Johannes Vöhringer leitet den Chor beim Konzert in der Predigerkirche. Fotos: Hildebrand Foto: Schwarzwälder-Bote

Konzert: Erweiterer Chor der Predigerkirche und Sinfonietta Tübingen führen Stabat Mater auf

Weltoffen, über allen Religionen stehend überzeugte die Aufführung des mächtigen Oratoriums Stabat Mater für Chor und Orchester von Karl Jenkins, das er unter dem Eindruck des Nahostkonflikts in den Jahren 2006 und 2007 komponiert hat.

Rottweil (hf). Die Leiden der Menschen in Palästina und Israel, ebenso das Leiden der Zivilbevölkerung durch die Kriege in Syrien, Irak oder aktuell im Jemen stehen im Mittelpunkt dieses Werks und werden mit dem Leid der Mutter Christi, der Mater dolorosa, kontrastiert. Das aus dem 13. Jahrhundert stammende Gebet "Stabat Mater" bildet die Grundlage des zwölfteiligen Werks und wird durch Texte aus dem arabischen Raum erweitert. Der lateinische Eingangssatz, das Cantus lacrimosus, offenbarte bereits die Größe des Werks. Nach zartem Beginn des Orchesters, weichem Einsatz des Chores und hinzukommendem Schlagzeug, einem arabischen Tambourin, wurde das Bild der Tränen eindringlich besungen.

Schreie der Kinder und der Mütter

Unter dem hochkonzentrierten Dirigat von Kirchenmusikdirektor Johannes Vöhriger steigerte sich der erweiterte Chor der Predigerkirche zu einem vollen Klangkörper und die Sinfonietta Tübingen unter Konzertmeisterin Lilo Rück erwies sich als differenziert musizierendes Orchesterensemble mit herausragenden solistischen Partien einzelner Bläser.

Einen deutlichen Akzent setzten die in die lateinischen Gebete eingeschobenen Texte in verschiedenen Sprachen. Hier fügte die Solistin Jeschi Paul mit ihrer archaisch-erdig klingenden Ethnostimme einen völlig neuen Klangcharakter hinzu. In ihrer Klage "Lament" über die Schreie der Kinder und der Mütter nach Tod und "Schatten in ihren Herzen" vermittelte die Solistin durch ihre vibrierend hohe Stimmlage eindrücklich das Leiden "um diese Welt", weich übernommen durch das Englisch Horn (Ludwig Schneider).

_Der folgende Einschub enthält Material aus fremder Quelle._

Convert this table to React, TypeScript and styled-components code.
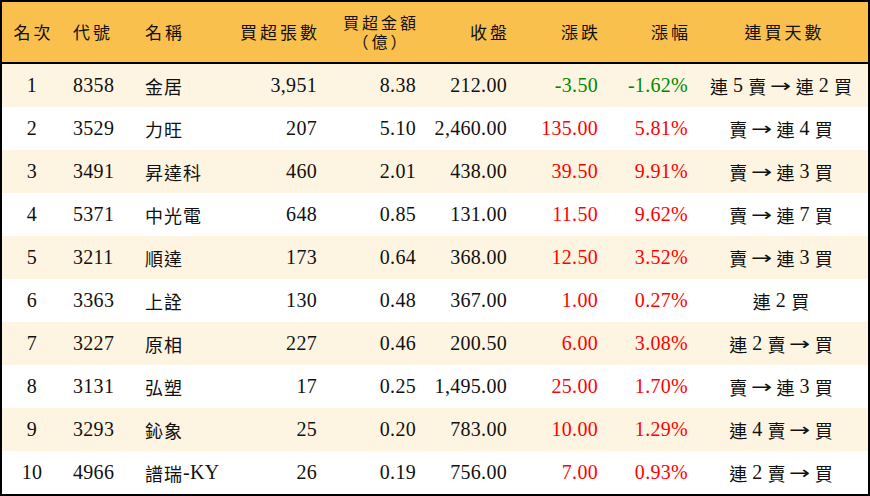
import styled, { createGlobalStyle } from "styled-components";

type Align = "left" | "right" | "center";

interface StockRow {
	rank: number;
	code: string;
	name: string;
	lots: string;
	amount: string;
	close: string;
	change: string;
	percent: string;
	streak: string;
}

const rows: StockRow[] = [
	{ rank: 1, code: "8358", name: "金居", lots: "3,951", amount: "8.38", close: "212.00", change: "-3.50", percent: "-1.62%", streak: "連 5 賣 → 連 2 買" },
	{ rank: 2, code: "3529", name: "力旺", lots: "207", amount: "5.10", close: "2,460.00", change: "135.00", percent: "5.81%", streak: "賣 → 連 4 買" },
	{ rank: 3, code: "3491", name: "昇達科", lots: "460", amount: "2.01", close: "438.00", change: "39.50", percent: "9.91%", streak: "賣 → 連 3 買" },
	{ rank: 4, code: "5371", name: "中光電", lots: "648", amount: "0.85", close: "131.00", change: "11.50", percent: "9.62%", streak: "賣 → 連 7 買" },
	{ rank: 5, code: "3211", name: "順達", lots: "173", amount: "0.64", close: "368.00", change: "12.50", percent: "3.52%", streak: "賣 → 連 3 買" },
	{ rank: 6, code: "3363", name: "上詮", lots: "130", amount: "0.48", close: "367.00", change: "1.00", percent: "0.27%", streak: "連 2 買" },
	{ rank: 7, code: "3227", name: "原相", lots: "227", amount: "0.46", close: "200.50", change: "6.00", percent: "3.08%", streak: "連 2 賣 → 買" },
	{ rank: 8, code: "3131", name: "弘塑", lots: "17", amount: "0.25", close: "1,495.00", change: "25.00", percent: "1.70%", streak: "賣 → 連 3 買" },
	{ rank: 9, code: "3293", name: "鈊象", lots: "25", amount: "0.20", close: "783.00", change: "10.00", percent: "1.29%", streak: "連 4 賣 → 買" },
	{ rank: 10, code: "4966", name: "譜瑞-KY", lots: "26", amount: "0.19", close: "756.00", change: "7.00", percent: "0.93%", streak: "連 2 賣 → 買" },
];

const isHan = (s: string) => /[\u4e00-\u9fff]/.test(s);

// split a label into Han runs and latin/digit runs so each gets its own size
const renderMixed = (text: string) =>
	text.split(/([\u4e00-\u9fff]+)/).filter(Boolean).map((part, i) =>
		isHan(part) ? <Han key={i}>{part}</Han> : <span key={i}>{part}</span>
	);

const Streak = ({ text }: { text: string }) => (
	<StreakWrap>
		{text.split(" ").map((tok, i) =>
			tok === "→" ? <Arrow key={i}>{tok}</Arrow> : isHan(tok) ? <Han key={i}>{tok}</Han> : <span key={i}>{tok}</span>
		)}
	</StreakWrap>
);

const App = () => {
	return (
		<>
			<GlobalStyle />
			<Table>
				<HeaderRow>
					<HeadCell align="center"><HeadText>名次</HeadText></HeadCell>
					<HeadCell align="left"><HeadText>代號</HeadText></HeadCell>
					<HeadCell align="left"><HeadText>名稱</HeadText></HeadCell>
					<HeadCell align="right"><HeadText>買超張數</HeadText></HeadCell>
					<HeadCell align="right">
						<HeadStack>
							<HeadText>買超金額</HeadText>
							<HeadText>（億）</HeadText>
						</HeadStack>
					</HeadCell>
					<HeadCell align="right"><HeadText>收盤</HeadText></HeadCell>
					<HeadCell align="right"><HeadText>漲跌</HeadText></HeadCell>
					<HeadCell align="right"><HeadText>漲幅</HeadText></HeadCell>
					<HeadCell align="center"><HeadText>連買天數</HeadText></HeadCell>
				</HeaderRow>
				{rows.map((row, i) => {
					const tone = row.change.startsWith("-") ? "down" : "up";
					return (
						<BodyRow key={row.code} striped={i % 2 === 0}>
							<Cell align="center">{row.rank}</Cell>
							<Cell align="left">{row.code}</Cell>
							<Cell align="left">{renderMixed(row.name)}</Cell>
							<Cell align="right">{row.lots}</Cell>
							<Cell align="right">{row.amount}</Cell>
							<Cell align="right">{row.close}</Cell>
							<Cell align="right" tone={tone}>{row.change}</Cell>
							<Cell align="right" tone={tone}>{row.percent}</Cell>
							<Cell align="center" shift={-4}><Streak text={row.streak} /></Cell>
						</BodyRow>
					);
				})}
			</Table>
		</>
	);
};

export default App;

const GlobalStyle = createGlobalStyle`
	html, body {
		margin: 0;
		padding: 0;
		background: #ffffff;
	}
	body {
		font-family: "Liberation Serif", "Noto Sans CJK TC", serif;
	}
`;

const columns = "60px 72px 96px 97px 99px 91px 91px 90px 170px";

const justify = (a: Align) => (a === "left" ? "flex-start" : a === "right" ? "flex-end" : "center");
const pad = (a: Align) => (a === "left" ? "0 0 0 11px" : a === "right" ? "0 10px 0 0" : "0");

const Table = styled.div`
	width: 870px;
	height: 496px;
	box-sizing: border-box;
	border: 2px solid #000;
	display: flex;
	flex-direction: column;
`;

const HeaderRow = styled.div`
	display: grid;
	grid-template-columns: ${columns};
	height: 60px;
	background: #f9c04e;
	border-bottom: 2px solid #000;
`;

const HeadCell = styled.div<{ align: Align }>`
	display: flex;
	align-items: center;
	justify-content: ${(p) => justify(p.align)};
	padding: ${(p) => pad(p.align)};
	color: #111;
`;

const HeadText = styled.span`
	font-family: "Noto Sans CJK TC", sans-serif;
	font-size: 17px;
	line-height: 18px;
	letter-spacing: 3px;
	margin-right: -3px;
`;

const HeadStack = styled.div`
	display: flex;
	flex-direction: column;
	align-items: center;
	gap: 3px;
	margin-top: -2px;

	${HeadText} {
		font-size: 16px;
		line-height: 16px;
	}
`;

const BodyRow = styled.div<{ striped: boolean }>`
	display: grid;
	grid-template-columns: ${columns};
	height: 43px;
	background: ${(p) => (p.striped ? "#fdf5e1" : "#ffffff")};
`;

const Cell = styled.div<{ align: Align; tone?: "up" | "down"; shift?: number }>`
	display: flex;
	align-items: center;
	justify-content: ${(p) => justify(p.align)};
	padding: ${(p) => pad(p.align)};
	margin-left: ${(p) => p.shift ?? 0}px;
	font-size: 20px;
	letter-spacing: 0.3px;
	white-space: pre;
	color: ${(p) => (p.tone === "up" ? "#ff0000" : p.tone === "down" ? "#008a00" : "#111111")};
`;

const Han = styled.span`
	font-family: "Noto Sans CJK TC", sans-serif;
	font-size: 18px;
	letter-spacing: 1px;
`;

const StreakWrap = styled.span`
	display: inline-flex;
	align-items: center;
	gap: 5px;

	${Han} {
		letter-spacing: 0;
	}
`;

const Arrow = styled.span`
	font-family: "DejaVu Sans", sans-serif;
	font-size: 18px;
	display: inline-block;
	transform: scaleX(1.4);
	margin: 0 2px;
`;
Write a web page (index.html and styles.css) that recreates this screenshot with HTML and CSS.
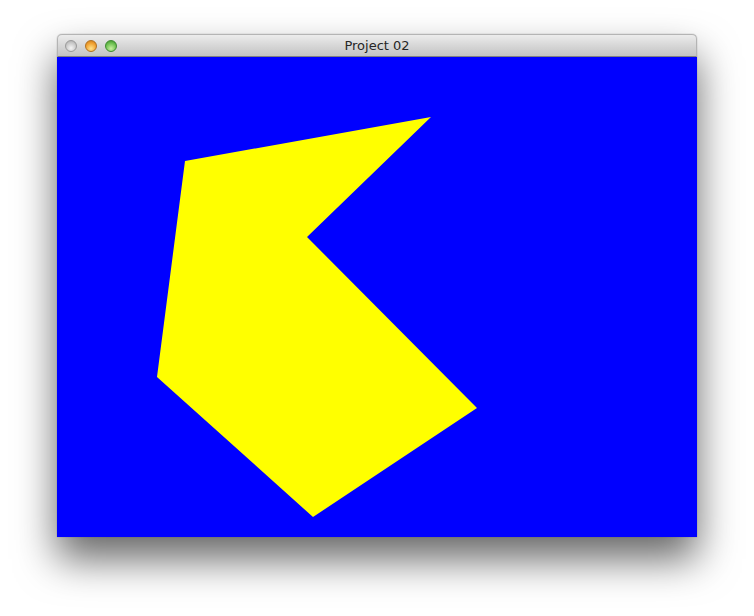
FILE: index.html
```html
<!DOCTYPE html>
<html>
<head>
<meta charset="utf-8">
<title>Project 02</title>
<link rel="stylesheet" href="styles.css">
</head>
<body>
<div class="window">
  <div class="titlebar">
    <div class="lights">
      <span class="light close"></span>
      <span class="light min"></span>
      <span class="light max"></span>
    </div>
    <div class="title">Project 02</div>
  </div>
  <div class="canvas">
    <svg width="640" height="480" viewBox="0 0 640 480" xmlns="http://www.w3.org/2000/svg">
      <rect width="640" height="480" fill="#0000ff"/>
      <polygon points="374,60 250,180 420,351 256,460 100,320 128,104" fill="#ffff00"/>
    </svg>
  </div>
</div>
</body>
</html>
```

FILE: styles.css
```css
html, body {
  margin: 0;
  padding: 0;
  background: #ffffff;
}
body {
  padding: 34px 0 0 57px;
  width: 754px;
  height: 616px;
  box-sizing: border-box;
  overflow: hidden;
}
.window {
  width: 640px;
  border-radius: 5px 5px 0 0;
  box-shadow: 0 22px 40px rgba(0,0,0,0.6), 0 0 1px rgba(0,0,0,0.5);
  display: flex;
  flex-direction: column;
}
.titlebar {
  height: 23px;
  box-sizing: border-box;
  border: 1px solid #b4b4b4;
  border-bottom: 1px solid #808080;
  border-radius: 5px 5px 0 0;
  background: linear-gradient(#ececec, #d3d3d3 60%, #c4c4c4);
  display: flex;
  align-items: center;
  position: relative;
}
.lights {
  display: flex;
  gap: 8px;
  padding-left: 7px;
}
.light {
  width: 12px;
  height: 12px;
  border-radius: 50%;
  box-sizing: border-box;
}
.close {
  background: radial-gradient(circle at 50% 70%, #f4f4f4, #c8c8c8 60%, #a8a8a8);
  border: 1px solid #9a9a9a;
}
.min {
  background: radial-gradient(circle at 50% 75%, #ffe28a, #f0a030 60%, #c87818);
  border: 1px solid #b07020;
}
.max {
  background: radial-gradient(circle at 50% 75%, #c8f0a0, #6cc050 60%, #3a8a28);
  border: 1px solid #3e8a30;
}
.title {
  position: absolute;
  left: 0;
  right: 0;
  top: 0;
  bottom: 0;
  display: flex;
  align-items: center;
  justify-content: center;
  font-family: "DejaVu Sans", "Liberation Sans", sans-serif;
  font-size: 13px;
  color: #262626;
}
.canvas {
  height: 480px;
  line-height: 0;
}
.canvas svg {
  display: block;
}
```
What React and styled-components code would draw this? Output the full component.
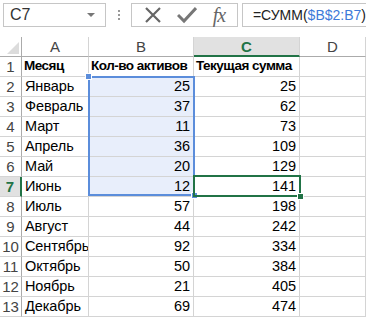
import React from "react";
import styled, { createGlobalStyle } from "styled-components";

const GlobalStyle = createGlobalStyle`
  html, body {
    margin: 0;
    padding: 0;
    background: #ffffff;
  }
  body {
    font-family: "Liberation Sans", Arial, sans-serif;
  }
`;

const Sheet = styled.div`
  width: 366px;
  height: 319px;
  overflow: hidden;
  background: #ffffff;
`;

const Toolbar = styled.div`
  display: flex;
  align-items: stretch;
  height: 24px;
  padding: 3px 0 10px 3px;
`;

const NameBox = styled.div`
  width: 105px;
  box-sizing: border-box;
  border: 1px solid #c6c6c6;
  display: flex;
  align-items: center;
  justify-content: space-between;
  padding: 0 10px 0 6px;
  font-size: 16px;
  color: #333;
`;

const DropArrow = styled.span`
  width: 0;
  height: 0;
  border-left: 4px solid transparent;
  border-right: 4px solid transparent;
  border-top: 4px solid #777;
`;

const Grip = styled.div`
  width: 26px;
  display: flex;
  flex-direction: column;
  align-items: center;
  justify-content: center;
  gap: 2px;
  span {
    width: 2px;
    height: 2px;
    background: #999;
  }
`;

const ButtonGroup = styled.div`
  width: 109px;
  box-sizing: border-box;
  border: 1px solid #c6c6c6;
  display: flex;
  align-items: center;
  justify-content: space-around;
  padding: 0 4px;
`;

const Fx = styled.span`
  font-family: "Liberation Serif", "Times New Roman", serif;
  font-style: italic;
  font-size: 20px;
  color: #666;
  letter-spacing: -1px;
`;

const FormulaInput = styled.div`
  flex: 1;
  margin-left: 4px;
  box-sizing: border-box;
  border: 1px solid #c6c6c6;
  border-right: none;
  display: flex;
  align-items: center;
  padding-left: 10px;
  font-size: 14px;
  color: #222;
  white-space: nowrap;
`;

const Ref = styled.span`
  color: #3d7ad9;
`;

const Grid = styled.div`
  position: relative;
  display: grid;
  grid-template-columns: 22px 67px 105px 106px 1fr;
  grid-auto-rows: 20px;
`;

const Corner = styled.div`
  position: relative;
  border-right: 1px solid #ababab;
  border-bottom: 1px solid #ababab;
  &::after {
    content: "";
    position: absolute;
    right: 2px;
    bottom: 2px;
    width: 0;
    height: 0;
    border-left: 12px solid transparent;
    border-bottom: 12px solid #dcdcdc;
  }
`;

const ColHead = styled.div`
  display: flex;
  align-items: center;
  justify-content: center;
  font-size: 15px;
  color: ${(p) => (p.$active ? "#217346" : "#444")};
  font-weight: ${(p) => (p.$active ? "bold" : "normal")};
  background: ${(p) => (p.$active ? "#e1e1e1" : "#ffffff")};
  border-right: 1px solid #d4d4d4;
  border-bottom: ${(p) => (p.$active ? "2px solid #217346" : "1px solid #ababab")};
  box-sizing: border-box;
`;

const RowHead = styled.div`
  display: flex;
  align-items: center;
  justify-content: center;
  font-size: 15px;
  color: ${(p) => (p.$active ? "#217346" : "#444")};
  font-weight: ${(p) => (p.$active ? "bold" : "normal")};
  background: ${(p) => (p.$active ? "#e1e1e1" : "#ffffff")};
  border-right: ${(p) => (p.$active ? "2px solid #217346" : "1px solid #ababab")};
  border-bottom: 1px solid #d4d4d4;
  box-sizing: border-box;
`;

const Cell = styled.div`
  display: flex;
  align-items: flex-end;
  justify-content: ${(p) => (p.$num ? "flex-end" : "flex-start")};
  padding: 0 3px 1px 3px;
  font-size: 14.5px;
  letter-spacing: -0.1px;
  line-height: 18px;
  color: #000;
  background: ${(p) => (p.$sel ? "#e8eefb" : "#ffffff")};
  border-right: 1px solid #d4d4d4;
  border-bottom: 1px solid #d4d4d4;
  box-sizing: border-box;
  white-space: nowrap;
  overflow: hidden;
`;

const HeadCell = styled(Cell)`
  font-weight: bold;
  font-size: 13.5px;
  letter-spacing: -0.5px;
  padding-left: 2px;
`;

const Range = styled.div`
  position: absolute;
  left: 88px;
  top: 39px;
  width: 107px;
  height: 120px;
  box-sizing: border-box;
  border: 2px solid #5b8ddb;
  pointer-events: none;
`;

const Handle = styled.div`
  position: absolute;
  width: 5px;
  height: 5px;
  background: ${(p) => p.$color};
  border: 1px solid #fff;
  ${(p) => p.$pos}
`;

const Active = styled.div`
  position: absolute;
  left: 193px;
  top: 138px;
  width: 108px;
  height: 22px;
  box-sizing: border-box;
  border: 2px solid #217346;
  pointer-events: none;
`;

const months = [
  ["Январь", 25, 25],
  ["Февраль", 37, 62],
  ["Март", 11, 73],
  ["Апрель", 36, 109],
  ["Май", 20, 129],
  ["Июнь", 12, 141],
  ["Июль", 57, 198],
  ["Август", 44, 242],
  ["Сентябрь", 92, 334],
  ["Октябрь", 50, 384],
  ["Ноябрь", 21, 405],
  ["Декабрь", 69, 474],
];

export default function App() {
  return (
    <Sheet>
      <GlobalStyle />
      <Toolbar>
        <NameBox>
          C7
          <DropArrow />
        </NameBox>
        <Grip>
          <span />
          <span />
          <span />
        </Grip>
        <ButtonGroup>
          <svg width="18" height="18" viewBox="0 0 18 18">
            <path d="M2 2 L16 16 M16 2 L2 16" stroke="#666" strokeWidth="2.2" fill="none" />
          </svg>
          <svg width="20" height="18" viewBox="0 0 20 18">
            <path d="M1 9 L7 15 L19 2" stroke="#777" strokeWidth="3" fill="none" />
          </svg>
          <Fx>fx</Fx>
        </ButtonGroup>
        <FormulaInput>
          =СУММ(<Ref>$B$2:B7</Ref>)
        </FormulaInput>
      </Toolbar>
      <Grid>
        <Corner />
        <ColHead>A</ColHead>
        <ColHead>B</ColHead>
        <ColHead $active>C</ColHead>
        <ColHead>D</ColHead>

        <RowHead>1</RowHead>
        <HeadCell>Месяц</HeadCell>
        <HeadCell>Кол-во активов</HeadCell>
        <HeadCell>Текущая сумма</HeadCell>
        <Cell />

        {months.map(([m, a, s], i) => {
          const row = i + 2;
          return (
            <React.Fragment key={m}>
              <RowHead $active={row === 7}>{row}</RowHead>
              <Cell>{m}</Cell>
              <Cell $num $sel={row <= 7}>{a}</Cell>
              <Cell $num>{s}</Cell>
              <Cell />
            </React.Fragment>
          );
        })}

        <Range>
          <Handle $color="#5b8ddb" $pos="left: -5px; top: -5px;" />
          <Handle $color="#5b8ddb" $pos="right: -5px; bottom: -5px;" />
        </Range>
        <Active>
          <Handle $color="#217346" $pos="right: -5px; bottom: -5px;" />
        </Active>
      </Grid>
    </Sheet>
  );
}
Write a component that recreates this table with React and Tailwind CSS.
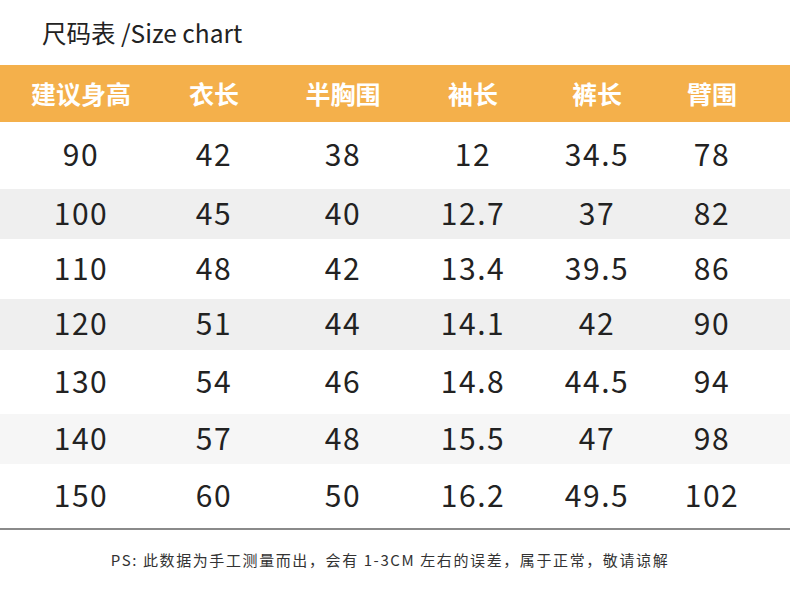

Das "Sancta Mater" setzte mit voller Wucht des ganzen Orchesters ein: Posaunen, Trompeten und Hörner in tiefer Vibration, begleitet vom gleichförmigen Anschlag des arabischen Tambourin, während der Chor sich in breitem Klangvolumen steigernd das Mitleiden zum Ausdruck brachte. Als Kontrast beeindruckte das Gedicht des persischen Mystikers al Rumi in aramäischer Sprache: "Nun besteht mein Leben nur aus Weinen".

Abwechselnd und einfühlsam übernahmen Oboe, Klarinette und Querflöte die klagende Stimme von Jeschi Paul, und äußerst zurückgenommen untermalte der Chor die über ihm liegende Solostimme.

Ein Höhepunkt im Werk ist die Verwendung mehrerer Sprachen (hebräisch, lateinisch, aramäisch, griechisch) im siebten Satz: "Und die Mutter weinte". Im Rückgriff des Komponisten auf die babylonische Sprachenvielfalt verweisen Chor und Orchester in dem choralartig komponierten Satz auf den einenden Ausdruck des Leidens. Während das "Virgo Virginum" durch das Pizzikato der Streicher fast mühelos leicht erschien, geriet das anonyme Lied in seiner arabischen Klangfarbe der Solostimme und der wunderbar klaren Klangführung Ludwig Schneiders am Englisch Horn unter den dumpfem Trommelschlägen geradezu schwermütig.

Ein überwältigendes Schlussgebet

Äußerst lieblich, im Charakter eines Wiegenliedes, sang der Chor das Ave verum. Die einzelnen Chorstimmen setzten präzise nacheinander ein, von den Streichern in hohen, von den Bläsern in tiefen Lagen begleitet, bevor im "Paradisi gloria" alle zum überwältigenden Schlussgebet anhoben: rasche Tempi, rhythmisch sich aufbäumende Passagen, fanfarenartige Stringenz der Posaunen, schwere Tonfülle des Chores und ausholendes Schlagwerk.